EEOC Finally Tries To Clear Up The Issue Of When Medical Leave Is A Reasonable Accommodation Under The Americans With Disabilities Act

By harley erbe

A source of significant confusion in the employment law field has been the interplay between the Family and Medical Leave Act and the Americans With Disabilities Act.  The issue is what happens when an employee exhausts available FMLA medical leave but still needs more time off.  Does the ADA require employers to allow additional medical leave as a form of reasonable accommodation? 

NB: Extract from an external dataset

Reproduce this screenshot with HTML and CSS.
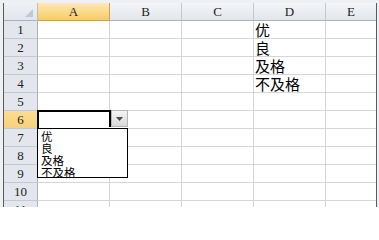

The Equal Employment Opportunity Commission chimed in on those questions in its May 9, 2016 publication entitled Employer-Provided Leave and the Americans with Disabilities Act.  It noted that a reasonable accommodation is, generally, any change in the work environment or in the way things are customarily done that enables an individual with a disability to enjoy equal employment opportunities.  Reasonable accommodations can include making modifications to existing leave policies and providing leave when needed for a disability, even when an employer does not offer leave to other employees.  The resource document is meant to explain to employers and employees in a clear and practical way how to approach requests for leave as a reasonable accommodation so that employees can manage their health and employers can meet their business needs.”  Just like any other accommodation, the purpose of leave as an accommodation is to give employees with disabilities equal employment opportunities.

The  EEOC observed that the point of the ADA's reasonable accommodation mandate is to compel employers to alter their policies to enable employees with disabilities to work.  Leave as a reasonable accommodation furthers that goal when it enables an employee to return to work after a period of leave.  That's true even if the employer doesn't have a general policy allowing for medical leave and the employee's exhausted all available medical leave under the under the FMLA.  An employer's reasonable accommodation obligations under the ADA may require it to provide a disabled employee with special medical leave as a reasonable accommodation if the employee requires it, as long the employee's medical leave does not create an undue hardship for the employer.

So how's this supposed to work?  The EEOC recognizes that it's incumbent upon employees to notify employers about the need for medical leave related to a disability.  When an employee requests leave for a medical condition, the employer must consider the request as one for a reasonable accommodation under the ADA.  But if the leave request can be honored by an employer's leave policy, the FMLA or a state or local law mandating medical leave, or through workers' compensation, the employer may provide leave through those laws or programs rather than as an ADA reasonable accommodation.  If medical leave is not available through any other method, then an employer should immediately begin the "interactive process" with the employee, which I discussed in an earlier post.

The interaction between the employer and the employee may need to continue after the employee begins medical leave as a reasonable accommodation.  Perhaps the employee doesn't have a set return to work date or needs to extend any planned medical leave.  Both situations may necessitate further employer/employee interaction.  An employer that has granted medical leave with a fixed return date is not allowed to request that the employee provide periodic updates, although the employer may contact the employee to receive an update on the employee's progress.

The EEOC's resource document also discussed the ADA's impact when employee's are returning to work from a medical leave that was granted as an ADA accommodation.  I'll discuss that in a later post.